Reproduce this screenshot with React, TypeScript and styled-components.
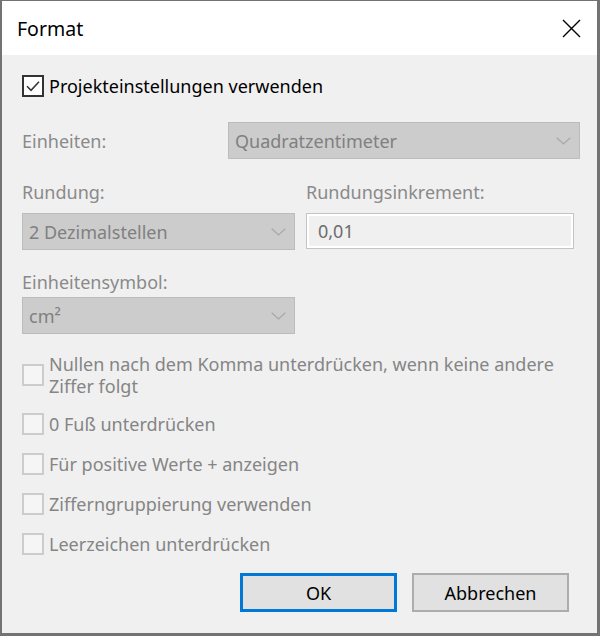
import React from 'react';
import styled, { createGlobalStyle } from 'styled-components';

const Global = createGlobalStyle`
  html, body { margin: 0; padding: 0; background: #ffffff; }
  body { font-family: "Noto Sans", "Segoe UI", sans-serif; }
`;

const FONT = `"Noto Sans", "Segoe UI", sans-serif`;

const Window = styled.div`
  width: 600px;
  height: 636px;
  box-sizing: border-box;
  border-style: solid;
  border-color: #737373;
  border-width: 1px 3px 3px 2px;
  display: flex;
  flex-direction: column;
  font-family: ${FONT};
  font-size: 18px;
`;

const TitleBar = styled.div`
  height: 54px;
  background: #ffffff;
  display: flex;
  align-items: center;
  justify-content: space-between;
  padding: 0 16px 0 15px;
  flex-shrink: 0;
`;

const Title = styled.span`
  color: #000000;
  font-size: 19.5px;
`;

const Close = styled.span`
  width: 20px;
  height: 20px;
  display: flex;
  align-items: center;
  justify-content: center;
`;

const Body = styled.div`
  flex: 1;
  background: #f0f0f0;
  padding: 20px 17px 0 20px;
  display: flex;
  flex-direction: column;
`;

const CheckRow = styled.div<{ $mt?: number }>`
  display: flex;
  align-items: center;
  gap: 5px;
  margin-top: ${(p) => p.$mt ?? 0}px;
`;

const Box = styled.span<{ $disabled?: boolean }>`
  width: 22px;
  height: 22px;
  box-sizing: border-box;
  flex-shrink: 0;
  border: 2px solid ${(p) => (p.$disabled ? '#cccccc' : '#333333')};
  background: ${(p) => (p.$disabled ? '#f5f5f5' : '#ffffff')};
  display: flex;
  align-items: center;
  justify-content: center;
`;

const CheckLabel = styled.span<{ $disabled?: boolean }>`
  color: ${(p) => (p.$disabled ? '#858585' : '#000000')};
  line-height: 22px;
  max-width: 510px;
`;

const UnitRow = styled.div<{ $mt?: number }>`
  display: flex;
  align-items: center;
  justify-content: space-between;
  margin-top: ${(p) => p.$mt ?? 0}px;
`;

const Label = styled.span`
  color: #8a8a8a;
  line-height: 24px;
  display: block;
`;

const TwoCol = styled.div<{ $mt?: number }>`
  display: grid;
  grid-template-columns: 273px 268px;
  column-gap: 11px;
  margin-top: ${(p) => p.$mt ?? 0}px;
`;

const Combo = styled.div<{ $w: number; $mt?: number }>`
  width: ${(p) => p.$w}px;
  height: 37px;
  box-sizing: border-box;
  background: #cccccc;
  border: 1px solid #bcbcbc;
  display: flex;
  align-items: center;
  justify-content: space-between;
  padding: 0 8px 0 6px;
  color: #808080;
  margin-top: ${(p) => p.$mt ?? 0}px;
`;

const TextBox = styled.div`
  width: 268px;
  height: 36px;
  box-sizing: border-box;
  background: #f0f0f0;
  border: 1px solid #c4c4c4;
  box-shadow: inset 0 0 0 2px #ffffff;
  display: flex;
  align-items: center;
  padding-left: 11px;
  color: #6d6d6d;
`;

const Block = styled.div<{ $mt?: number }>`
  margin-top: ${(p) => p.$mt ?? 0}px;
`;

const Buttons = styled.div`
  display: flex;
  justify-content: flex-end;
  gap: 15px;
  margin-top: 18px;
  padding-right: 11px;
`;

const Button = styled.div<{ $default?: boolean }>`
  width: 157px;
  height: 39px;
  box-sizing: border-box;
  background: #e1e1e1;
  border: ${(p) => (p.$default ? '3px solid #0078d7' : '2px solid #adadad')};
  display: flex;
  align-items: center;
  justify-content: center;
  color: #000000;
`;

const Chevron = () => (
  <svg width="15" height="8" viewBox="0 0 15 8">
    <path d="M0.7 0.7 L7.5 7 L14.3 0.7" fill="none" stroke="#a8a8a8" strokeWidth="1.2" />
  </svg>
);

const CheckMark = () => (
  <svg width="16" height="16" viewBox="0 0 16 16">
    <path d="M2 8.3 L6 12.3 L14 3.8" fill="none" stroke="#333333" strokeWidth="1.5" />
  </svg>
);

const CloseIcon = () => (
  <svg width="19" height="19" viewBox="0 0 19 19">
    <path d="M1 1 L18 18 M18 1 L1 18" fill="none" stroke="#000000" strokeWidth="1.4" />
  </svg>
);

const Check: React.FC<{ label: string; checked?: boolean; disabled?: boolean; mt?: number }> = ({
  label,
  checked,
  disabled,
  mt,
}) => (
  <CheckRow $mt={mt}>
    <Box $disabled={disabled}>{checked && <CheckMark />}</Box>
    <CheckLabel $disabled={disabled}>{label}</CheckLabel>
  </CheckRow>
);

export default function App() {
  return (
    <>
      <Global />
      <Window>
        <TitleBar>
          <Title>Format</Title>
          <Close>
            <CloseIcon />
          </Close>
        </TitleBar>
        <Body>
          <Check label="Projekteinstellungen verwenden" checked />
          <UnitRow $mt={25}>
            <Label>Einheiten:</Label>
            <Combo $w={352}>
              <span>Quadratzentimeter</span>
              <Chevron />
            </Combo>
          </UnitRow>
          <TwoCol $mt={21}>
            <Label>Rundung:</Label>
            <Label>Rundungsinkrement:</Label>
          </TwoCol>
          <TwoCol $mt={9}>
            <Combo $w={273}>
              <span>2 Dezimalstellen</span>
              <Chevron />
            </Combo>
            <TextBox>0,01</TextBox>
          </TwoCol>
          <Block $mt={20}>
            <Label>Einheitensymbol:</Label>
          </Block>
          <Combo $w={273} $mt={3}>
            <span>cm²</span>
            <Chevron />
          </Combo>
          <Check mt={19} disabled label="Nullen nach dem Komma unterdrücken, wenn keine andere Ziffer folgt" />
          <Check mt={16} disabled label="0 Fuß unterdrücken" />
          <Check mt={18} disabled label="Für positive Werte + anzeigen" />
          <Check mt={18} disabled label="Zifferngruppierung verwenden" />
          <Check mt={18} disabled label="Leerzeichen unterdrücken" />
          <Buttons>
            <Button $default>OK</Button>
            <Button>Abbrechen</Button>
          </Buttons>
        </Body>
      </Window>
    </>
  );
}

============

**Short task:** Omit every picture, then repeat the remaining data exactly as it appears above.

**Expected answer:**
Reproduce this screenshot with React, TypeScript and styled-components.
import React from 'react';
import styled, { createGlobalStyle } from 'styled-components';

const Global = createGlobalStyle`
  html, body { margin: 0; padding: 0; background: #ffffff; }
  body { font-family: "Noto Sans", "Segoe UI", sans-serif; }
`;

const FONT = `"Noto Sans", "Segoe UI", sans-serif`;

const Window = styled.div`
  width: 600px;
  height: 636px;
  box-sizing: border-box;
  border-style: solid;
  border-color: #737373;
  border-width: 1px 3px 3px 2px;
  display: flex;
  flex-direction: column;
  font-family: ${FONT};
  font-size: 18px;
`;

const TitleBar = styled.div`
  height: 54px;
  background: #ffffff;
  display: flex;
  align-items: center;
  justify-content: space-between;
  padding: 0 16px 0 15px;
  flex-shrink: 0;
`;

const Title = styled.span`
  color: #000000;
  font-size: 19.5px;
`;

const Close = styled.span`
  width: 20px;
  height: 20px;
  display: flex;
  align-items: center;
  justify-content: center;
`;

const Body = styled.div`
  flex: 1;
  background: #f0f0f0;
  padding: 20px 17px 0 20px;
  display: flex;
  flex-direction: column;
`;

const CheckRow = styled.div<{ $mt?: number }>`
  display: flex;
  align-items: center;
  gap: 5px;
  margin-top: ${(p) => p.$mt ?? 0}px;
`;

const Box = styled.span<{ $disabled?: boolean }>`
  width: 22px;
  height: 22px;
  box-sizing: border-box;
  flex-shrink: 0;
  border: 2px solid ${(p) => (p.$disabled ? '#cccccc' : '#333333')};
  background: ${(p) => (p.$disabled ? '#f5f5f5' : '#ffffff')};
  display: flex;
  align-items: center;
  justify-content: center;
`;

const CheckLabel = styled.span<{ $disabled?: boolean }>`
  color: ${(p) => (p.$disabled ? '#858585' : '#000000')};
  line-height: 22px;
  max-width: 510px;
`;

const UnitRow = styled.div<{ $mt?: number }>`
  display: flex;
  align-items: center;
  justify-content: space-between;
  margin-top: ${(p) => p.$mt ?? 0}px;
`;

const Label = styled.span`
  color: #8a8a8a;
  line-height: 24px;
  display: block;
`;

const TwoCol = styled.div<{ $mt?: number }>`
  display: grid;
  grid-template-columns: 273px 268px;
  column-gap: 11px;
  margin-top: ${(p) => p.$mt ?? 0}px;
`;

const Combo = styled.div<{ $w: number; $mt?: number }>`
  width: ${(p) => p.$w}px;
  height: 37px;
  box-sizing: border-box;
  background: #cccccc;
  border: 1px solid #bcbcbc;
  display: flex;
  align-items: center;
  justify-content: space-between;
  padding: 0 8px 0 6px;
  color: #808080;
  margin-top: ${(p) => p.$mt ?? 0}px;
`;

const TextBox = styled.div`
  width: 268px;
  height: 36px;
  box-sizing: border-box;
  background: #f0f0f0;
  border: 1px solid #c4c4c4;
  box-shadow: inset 0 0 0 2px #ffffff;
  display: flex;
  align-items: center;
  padding-left: 11px;
  color: #6d6d6d;
`;

const Block = styled.div<{ $mt?: number }>`
  margin-top: ${(p) => p.$mt ?? 0}px;
`;

const Buttons = styled.div`
  display: flex;
  justify-content: flex-end;
  gap: 15px;
  margin-top: 18px;
  padding-right: 11px;
`;

const Button = styled.div<{ $default?: boolean }>`
  width: 157px;
  height: 39px;
  box-sizing: border-box;
  background: #e1e1e1;
  border: ${(p) => (p.$default ? '3px solid #0078d7' : '2px solid #adadad')};
  display: flex;
  align-items: center;
  justify-content: center;
  color: #000000;
`;

const Chevron = () => (
  <svg width="15" height="8" viewBox="0 0 15 8">
    <path d="M0.7 0.7 L7.5 7 L14.3 0.7" fill="none" stroke="#a8a8a8" strokeWidth="1.2" />
  </svg>
);

const CheckMark = () => (
  <svg width="16" height="16" viewBox="0 0 16 16">
    <path d="M2 8.3 L6 12.3 L14 3.8" fill="none" stroke="#333333" strokeWidth="1.5" />
  </svg>
);

const CloseIcon = () => (
  <svg width="19" height="19" viewBox="0 0 19 19">
    <path d="M1 1 L18 18 M18 1 L1 18" fill="none" stroke="#000000" strokeWidth="1.4" />
  </svg>
);

const Check: React.FC<{ label: string; checked?: boolean; disabled?: boolean; mt?: number }> = ({
  label,
  checked,
  disabled,
  mt,
}) => (
  <CheckRow $mt={mt}>
    <Box $disabled={disabled}>{checked && <CheckMark />}</Box>
    <CheckLabel $disabled={disabled}>{label}</CheckLabel>
  </CheckRow>
);

export default function App() {
  return (
    <>
      <Global />
      <Window>
        <TitleBar>
          <Title>Format</Title>
          <Close>
            <CloseIcon />
          </Close>
        </TitleBar>
        <Body>
          <Check label="Projekteinstellungen verwenden" checked />
          <UnitRow $mt={25}>
            <Label>Einheiten:</Label>
            <Combo $w={352}>
              <span>Quadratzentimeter</span>
              <Chevron />
            </Combo>
          </UnitRow>
          <TwoCol $mt={21}>
            <Label>Rundung:</Label>
            <Label>Rundungsinkrement:</Label>
          </TwoCol>
          <TwoCol $mt={9}>
            <Combo $w={273}>
              <span>2 Dezimalstellen</span>
              <Chevron />
            </Combo>
            <TextBox>0,01</TextBox>
          </TwoCol>
          <Block $mt={20}>
            <Label>Einheitensymbol:</Label>
          </Block>
          <Combo $w={273} $mt={3}>
            <span>cm²</span>
            <Chevron />
          </Combo>
          <Check mt={19} disabled label="Nullen nach dem Komma unterdrücken, wenn keine andere Ziffer folgt" />
          <Check mt={16} disabled label="0 Fuß unterdrücken" />
          <Check mt={18} disabled label="Für positive Werte + anzeigen" />
          <Check mt={18} disabled label="Zifferngruppierung verwenden" />
          <Check mt={18} disabled label="Leerzeichen unterdrücken" />
          <Buttons>
            <Button $default>OK</Button>
            <Button>Abbrechen</Button>
          </Buttons>
        </Body>
      </Window>
    </>
  );
}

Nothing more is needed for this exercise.